El latido de su corazón, sentirlo con tu oído en su pecho, sentir como se acelera cada vez que toma aire, y baja revoluciones cuando lo larga. Verlo en su frente, en esa vena que por alguna razón se despertaba para demostrar que su pulso era mucho más fuerte en determinados momentos. Especialmente al hacer el amor, para luego terminar recostada en su pecho. Su pecho. Ese lienzo de piel casi transparente y perfecta, manchado solo por una marca en la cadera, con forma del continente de África, que recorrí infinitas veces con mis dedos, y que tiene junto a ella otras pequeñas manchitas, redondas, del mismo color, que siempre me dieron ternura. Esa cadera que graciosamente entraba en mi ropa sin problemas y doblaba además en el ángulo y a la altura perfecta para dormir de costado apoyando su panza contra mi espalda. Honestamente la mejor panza que vi y acaricié en mi vida. Rozar las seis secciones de sus abdominales con la punta de mis dedos, y ver cómo con el suave toque de mis caricias la piel se le erizaba a medida que iba bajando por la línea que se formaba sobre los huesos de su cadera hasta sus piernas, larguísimas. Ruego que entiendas lo perfecto de entrelazar un par de piernas con esas, y ver la infinidad de posibles posiciones que existen para colocar entre ellas las de una y rozar gentilmente sus tibias con los pies. Y sus pies, que siempre le trajeron problemas por calzar 46, y que son iguales a los de su madre. Ojalá sepas que no le gusta usar ojotas, y que le encantaba usar mis pantuflas a pesar de tener su par. 

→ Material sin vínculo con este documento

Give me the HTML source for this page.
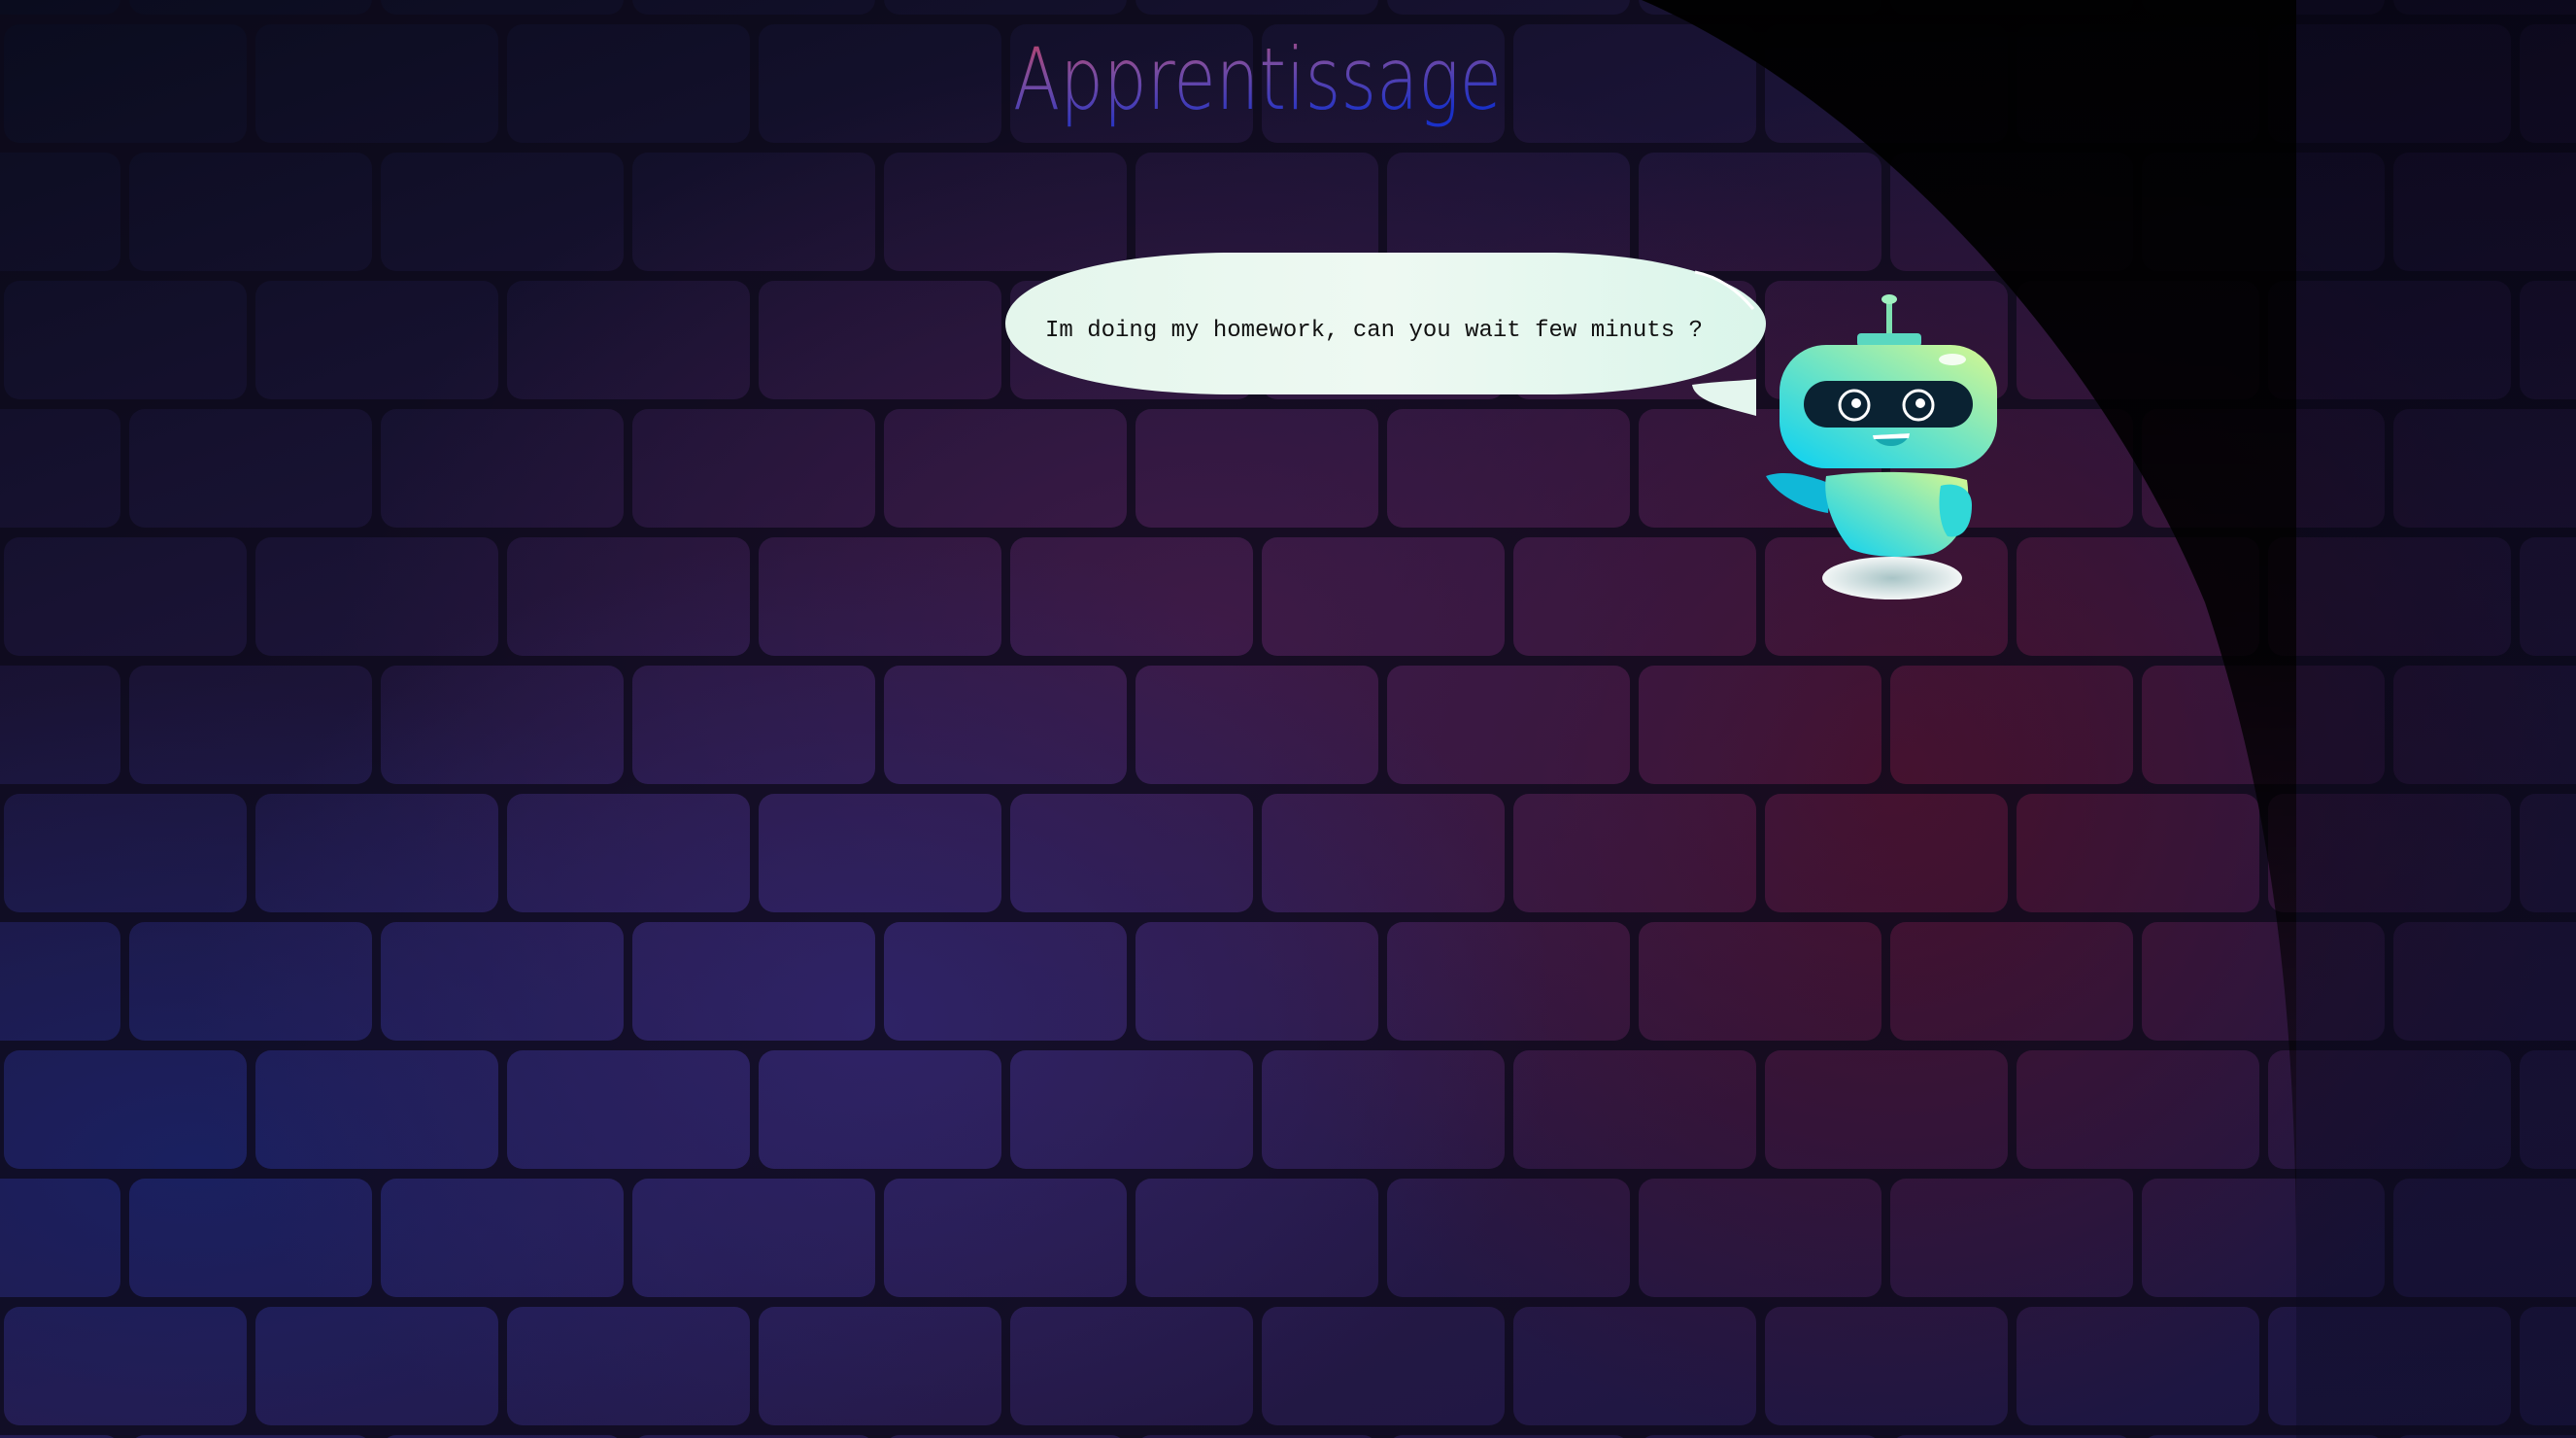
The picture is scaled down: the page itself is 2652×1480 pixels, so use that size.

Te pido atesores ese lunar que tiene sobre su labio, y aquel otro que tiene en su nariz; y sus ojos. Esos dos perfectos lagos redondos en los que uno puede perderse y perder la cordura, que al llorar se le llenan de sangre y tienen las pestañas más lindas del mundo. Y que al sonreír se achinan. Solo pido que recuerdes cada mueca de sus sonrisas, porque tiene una especial para cada momento. Esa sonrisa dulce de los momentos tiernos, la sonrisa violenta, la de Alejandro, que solo yo conocía, (¿conozco?) la sonrisa de humo, la sonrisa mezclada con bronca de cuando le hacía regalos. 
Debes saber que no le gustan los regalos, ni las sorpresas. En especial las sorpresas. Puede ofenderse mucho si le decís que tenes una y no le confesas qué es. Pero esa sonrisa fue siempre la mejor. Esa torsión de sus labios al querer sonreír pero estar ofendido, que se traducía en los más perfectos oyuelos y que recuerdo con lujo de detalle. Y esos labios, que siempre dieron los besos más increíbles. Esos primeros mil besos diminutos en la entrada de una estación de tren, que se fueron transformando lentamente en los besos más apasionados y llenos de significado que di y recibí. Por favor no los aceptes si creés que son simples besos. No los respondas si creés que hay mejores, pero te garantizo una cosa: no los hay. La perfección de la combinación entre sus besos, sus manos rozando tu cuello y tu espalda, tus manos acariciando su pelo, siempre suave, envidiable. Rubio y perfecto. Aunque irónicamente su barba sea colorada. Y se moleste cuando se lo señalas. Sentir que flotas a diez metros del suelo, en silencio escuchando solo su respiración. 
También quiero creer que no conocés ni vas a conocer al que supimos llamar nuestro lugar en el mundo. Confio en que habiendo podido avanzar con su vida haya hecho desaparecer esa gran huella que dejamos juntos en esa pared de su casa. O al menos no te haya hecho subir esas escaleras imposibles. O como mínimo, te haya mentido sobre el origen de esas frases y esos números, en caso de que los hayas visto. 
Debés saber que tiene la letra más hermosa que yo haya visto en mi vida y que sus cartas son mi tesoro más preciado. Y es zurdo. Pero torpe igual con ambas manos, y bruto y gracioso, y camina raro por su metro noventa y cinco, pero siempre con la frente en alto, y más si va de la mano. 
Solo espero que entiendas que no tomas cualquier mano. Estás tomando la mano de alguien que puede morir por vos y vivir por vos, dar todo por verte sonreír y esto es solo un consejo de alguien que hoy extraña todo esto y más: si tu objetivo en la vida es ser feliz y sentirte amada en la forma más pura, no sueltes nunca esa mano. No la des por sentado. No la tomes con desgano. Porque un día, si no está, las manos frías serán las tuyas.